Highlights & Insights¶
- Elegant design of reconstructing alternative descriptions: Rather than reconstructing the original input (which causes overfitting), the model reconstructs synonymous but differently worded descriptions — compelling the encoder to understand deep semantics rather than surface form. This insight is simple yet profound.
- NLP reconstruction objectives → VLMs: The success of encoder-decoder reconstruction in NLP (MASS/RetroMAE) is transferred to vision-language models for the first time, bridging two research communities.
- Complementarity of the two objectives: Reconstruction → inter-token relations (fine-grained); alignment → semantic invariance (coarse-grained); their combination yields effects greater than the sum of the parts.
- Strong generality: The method is independent of specific hard-negative generation strategies and can be applied as a plug-in module.
Limitations & Future Work¶
- Requires alternative description / paraphrase data: Currently sourced from datasets such as COCO that provide multiple captions; additional generation is needed for datasets without such annotations.
- Decoder is fixed as a pretrained model: Joint training of the decoder has not been explored.
- Validated only on the CLIP architecture: Newer architectures such as SigLIP and CoCa remain untested.
- ViT-B/32 scale: The effectiveness on larger models (e.g., ViT-L/14) has not been thoroughly evaluated.
- Reconstruction objective increases training computation: Although the decoder is not backpropagated through, its forward pass still incurs additional overhead.
Related Work & Insights¶
- vs. NegCLIP: NegCLIP relies solely on hard negatives and is susceptible to shortcut learning; READ provides a more fundamental basis for compositional understanding through auxiliary objectives.
- vs. SF-CLIP: SF-CLIP uses masked distillation to supervise both image and text encoders jointly; READ focuses exclusively on the text encoder, which is the primary bottleneck.
- vs. DAC: DAC finds that well-aligned captions benefit compositional reasoning; READ further adds a reconstruction objective and achieves superior performance.

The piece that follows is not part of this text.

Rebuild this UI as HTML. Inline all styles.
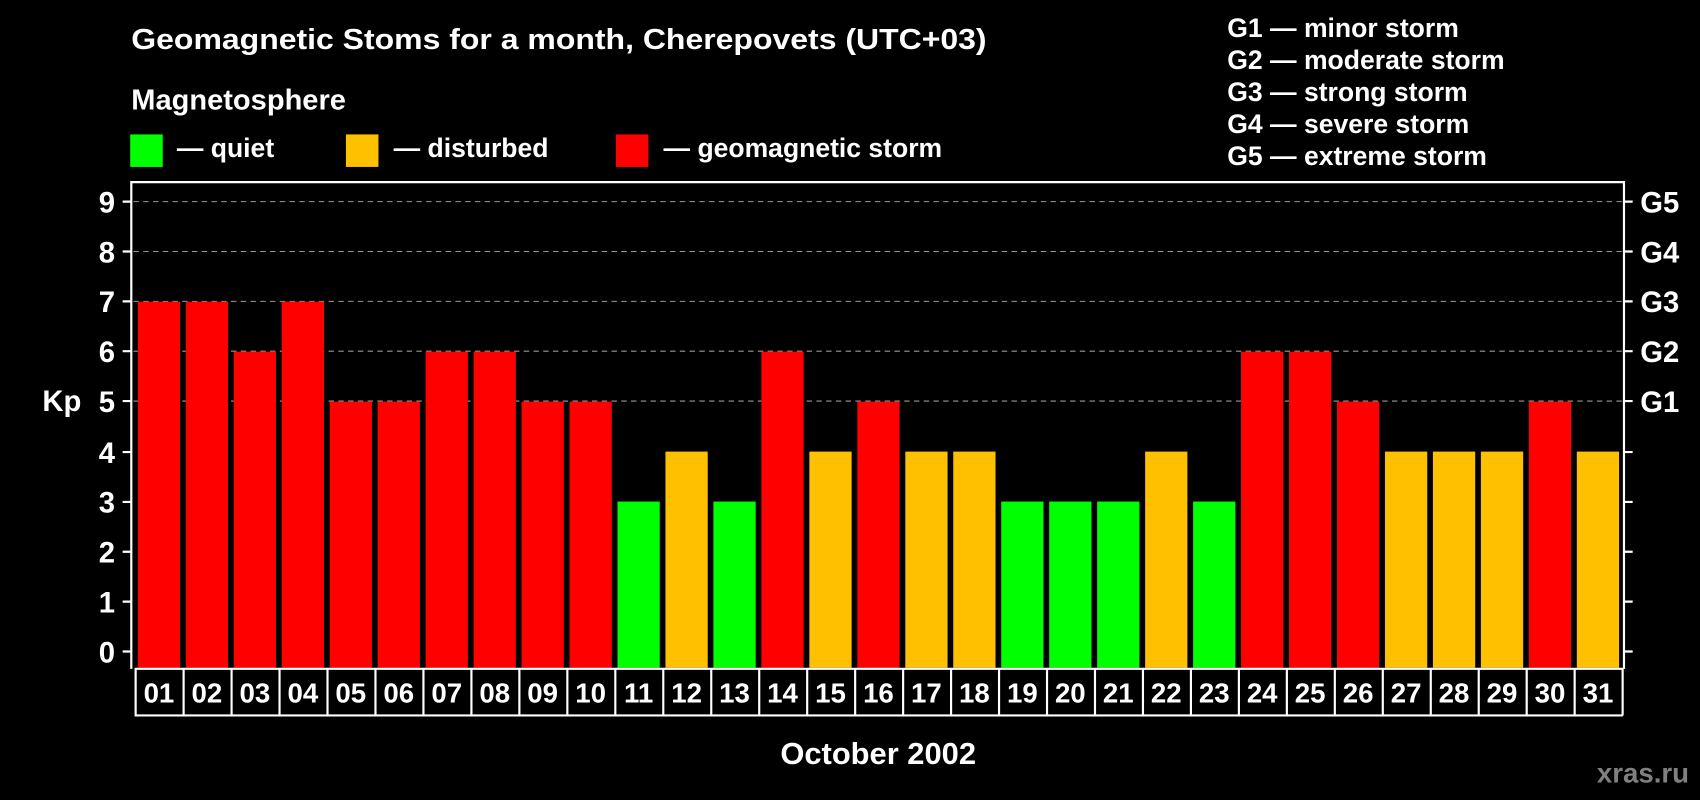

- vs. RetroMAE: RetroMAE trains encoders via reconstruction in NLP; READ transfers this idea to the multimodal setting and adopts alternative descriptions.
Rating¶
- Novelty: ⭐⭐⭐⭐ The combination of alternative-description reconstruction and paraphrase alignment is novel; the transfer from NLP to VLMs reflects genuine insight.
- Experimental Thoroughness: ⭐⭐⭐⭐⭐ 5 benchmarks + stacking experiments with multiple CLIP variants + detailed ablations + qualitative analysis.
- Writing Quality: ⭐⭐⭐⭐⭐ Motivation is clearly derived, formulations are complete, and figures are intuitive.
- Value: ⭐⭐⭐⭐⭐ Substantial practical improvement in compositional reasoning for CLIP; the method is concise and reusable.